Rep: Dian Fath Risalah/ Red: Agus Yulianto
Tersangka pihak swasta Amiril Mukminin (kiri) mengenakan rompi tahanan usai ditetapkan sebagai tersangka terkait dengan kasus Menteri Kelautan dan Perikanan Edhy Prabowo, di Gedung KPK, Jakarta, Kamis (26/11/2020).
Foto: RENO ESNIR/ANTARA
Tersangka pihak swasta Amiril Mukminin (kiri) mengenakan rompi tahanan usai ditetapkan sebagai tersangka terkait dengan kasus Menteri Kelautan dan Perikanan Edhy Prabowo, di Gedung KPK, Jakarta, Kamis (26/11/2020).

REPUBLIKA.CO.ID, JAKARTA - Deputi Penindakan Komisi Pemberantasan Korupsi (KPK) Karyoto menjelaskan, konstruksi perkara dua tersangka kasus dugaan suap terkait perizinan tambak, usaha, dan atau pengelolaan perikanan atau komoditas perairan sejenis lainnya tahun 2020. Dua tersangka, yakni Staf Khusus Menteri Kelautan dan Perikanan sekaligus Ketua Pelaksana Tim Uji Tuntas (Due Diligence) yang juga mantan Caleg PDIP dalam Pemilu 2019 Andreau Pribadi Misata dan swasta/Sekretaris Pribadi Menteri Kelautan dan Perikanan Amiril Mukminin. 

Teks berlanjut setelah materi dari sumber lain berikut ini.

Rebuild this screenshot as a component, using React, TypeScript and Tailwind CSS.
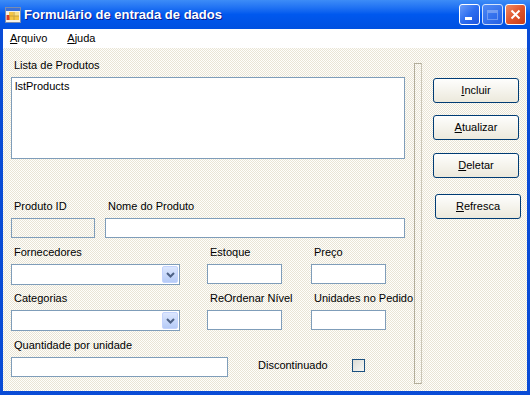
import React from "react";

const font = "font-['Liberation_Sans',Arial,sans-serif]";
const pattern =
  "bg-[repeating-conic-gradient(#e9e4d5_0_25%,#fefefb_0_50%)] bg-[length:2px_2px]";

function Label({ text, className = "" }: { text: string; className?: string }) {
  return (
    <div className={`h-[13px] leading-[13px] pl-[3px] text-[11px] text-black whitespace-nowrap ${className}`}>
      {text}
    </div>
  );
}

function TextBox({ w, disabled = false }: { w: string; disabled?: boolean }) {
  return (
    <div
      className={`${w} h-[20px] mt-[5px] border border-[#7f9db9] ${disabled ? "" : "bg-white"}`}
    />
  );
}

function Combo() {
  return (
    <div className="w-[169px] h-[21px] mt-[5px] border border-[#7f9db9] bg-white flex justify-end p-px">
      <div className="w-[16px] h-full rounded-[2px] bg-gradient-to-b from-[#dce7fe] to-[#b6cbf7] border border-[#c3d3fd] flex items-center justify-center">
        <svg width="9" height="6" viewBox="0 0 9 6">
          <path d="M1 1 L4.5 4.5 L8 1" fill="none" stroke="#4d6185" strokeWidth="2" />
        </svg>
      </div>
    </div>
  );
}

function Field({ label, w }: { label: string; w: string }) {
  return (
    <div className={`${w} flex flex-col`}>
      <Label text={label} />
      <TextBox w={w} />
    </div>
  );
}

function XpButton({ label, className = "" }: { label: string; className?: string }) {
  return (
    <div
      className={`w-[86px] h-[25px] rounded-[3px] border border-[#003c74] bg-gradient-to-b from-[#fefefd] to-[#ece9dc] flex items-center justify-center text-[11px] text-black ${className}`}
    >
      <span>
        <span className="underline">{label[0]}</span>
        {label.slice(1)}
      </span>
    </div>
  );
}

function FormIcon() {
  return (
    <svg width="16" height="16" viewBox="0 0 16 16">
      <rect x="0.5" y="0.5" width="15" height="15" fill="#f6f3e8" stroke="#7a8cae" />
      <rect x="1" y="1" width="14" height="3" fill="#3a6fd8" />
      <rect x="4" y="5" width="10" height="8" fill="#f5c542" />
      <rect x="8" y="5" width="6" height="4" fill="#f7e08a" />
      <rect x="1.5" y="8" width="3" height="5" fill="#d63a2a" />
      <path d="M4 9 H14 M9 5 V13" stroke="#c9a23a" strokeWidth="1" />
    </svg>
  );
}

function TitleButton({ kind }: { kind: "min" | "max" | "close" }) {
  const bg =
    kind === "close"
      ? "bg-gradient-to-br from-[#f08a63] via-[#e0552d] to-[#c83c16]"
      : kind === "max"
        ? "bg-gradient-to-br from-[#5b8ff5] to-[#2c64e6] opacity-80"
        : "bg-gradient-to-br from-[#6a9cf8] via-[#2d6ef0] to-[#1f55de]";
  return (
    <div className={`w-[21px] h-[21px] rounded-[3px] border border-white flex items-center justify-center ${bg}`}>
      {kind === "min" && <div className="w-[7px] h-[3px] bg-white mt-[7px] -ml-[3px]" />}
      {kind === "max" && (
        <div className="w-[11px] h-[10px] border border-[#a9c2f6] border-t-[3px] opacity-70" />
      )}
      {kind === "close" && (
        <svg width="11" height="11" viewBox="0 0 11 11">
          <path d="M1.5 1.5 L9.5 9.5 M9.5 1.5 L1.5 9.5" stroke="white" strokeWidth="2" />
        </svg>
      )}
    </div>
  );
}

export default function App() {
  return (
    <div className={`w-[530px] h-[395px] flex flex-col bg-[#0a4cd6] ${font}`}>
      {/* title bar */}
      <div className="h-[29px] flex items-center bg-gradient-to-b from-[#3d8cf7] via-[#0058ee] to-[#0050e0] shrink-0">
        <div className="ml-[5px] mt-[1px]">
          <FormIcon />
        </div>
        <span className="ml-[3px] text-[13px] font-bold text-white [text-shadow:1px_1px_0_#0a1a8a]">
          Formulário de entrada de dados
        </span>
        <div className="ml-auto mr-[4px] flex gap-[2px]">
          <TitleButton kind="min" />
          <TitleButton kind="max" />
          <TitleButton kind="close" />
        </div>
      </div>

      <div className="flex-1 mx-[3px] mb-[4px] flex flex-col">
        {/* menu */}
        <div className="h-[19px] bg-white flex items-center text-[11px] text-black shrink-0">
          <span className="ml-[7px]">
            <span className="underline">A</span>rquivo
          </span>
          <span className="ml-[20px]">
            <span className="underline">A</span>juda
          </span>
        </div>

        {/* form body */}
        <div className={`flex-1 flex ${pattern}`}>
          <div className="ml-[8px] w-[394px] flex flex-col">
            <Label text="Lista de Produtos" className="mt-[11px]" />
            <div className="mt-[5px] h-[82px] border border-[#7f9db9] bg-white pl-[3px] pt-[2px] text-[11px] leading-[13px]">
              lstProducts
            </div>

            <div className="mt-[41px] flex">
              <div className="w-[84px] flex flex-col">
                <Label text="Produto ID" />
                <TextBox w="w-[84px]" disabled />
              </div>
              <div className="ml-[10px] w-[300px] flex flex-col">
                <Label text="Nome do Produto" />
                <TextBox w="w-[300px]" />
              </div>
            </div>

            <div className="mt-[8px] flex">
              <div className="w-[169px] flex flex-col">
                <Label text="Fornecedores" />
                <Combo />
              </div>
              <div className="ml-[27px]">
                <Field label="Estoque" w="w-[75px]" />
              </div>
              <div className="ml-[29px]">
                <Field label="Preço" w="w-[75px]" />
              </div>
            </div>

            <div className="mt-[7px] flex">
              <div className="w-[169px] flex flex-col">
                <Label text="Categorias" />
                <Combo />
              </div>
              <div className="ml-[27px]">
                <Field label="ReOrdenar Nível" w="w-[75px]" />
              </div>
              <div className="ml-[29px]">
                <Field label="Unidades no Pedido" w="w-[75px]" />
              </div>
            </div>

            <div className="mt-[8px] flex">
              <div className="w-[217px] flex flex-col">
                <Label text="Quantidade por unidade" />
                <TextBox w="w-[217px]" />
              </div>
              <div className="ml-[30px] mt-[18px] h-[20px] flex items-center text-[11px]">
                <span className="w-[94px] -mt-[3px]">Discontinuado</span>
                <div className="w-[13px] h-[13px] -mt-[4px] border border-[#1c5180] bg-gradient-to-br from-[#dcdcd5] to-[#f7f7f4]" />
              </div>
            </div>
          </div>

          {/* separator */}
          <div className="ml-[9px] mt-[15px] w-[8px] h-[321px] border border-[#b3ae9b] border-r-[#c9c5b6]" />

          {/* buttons */}
          <div className="ml-[11px] flex flex-col">
            <XpButton label="Incluir" className="mt-[30px]" />
            <XpButton label="Atualizar" className="mt-[12px]" />
            <XpButton label="Deletar" className="mt-[13px]" />
            <XpButton label="Refresca" className="mt-[16px] ml-[2px]" />
          </div>
        </div>
      </div>
    </div>
  );
}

Dalam perkara ini, KPK juga telah menetapkan lima orang lainnya sebagai tersangka, yakni Menteri Kelautan dan Perikanan Edhy Prabowo, Staf Khusus Menteri Kelautan dan Perikanan sekaligus Wakil Ketua Pelaksana Tim Uji Tuntas (Due Diligence) Safri, pengurus PT Aero Citra Kargo (ACK) Siswadi, staf istri Menteri Kelautan dan Perikanan Ainul Faqih dan Direktur PT Dua Putra Perkasa (DPP) Suharjito.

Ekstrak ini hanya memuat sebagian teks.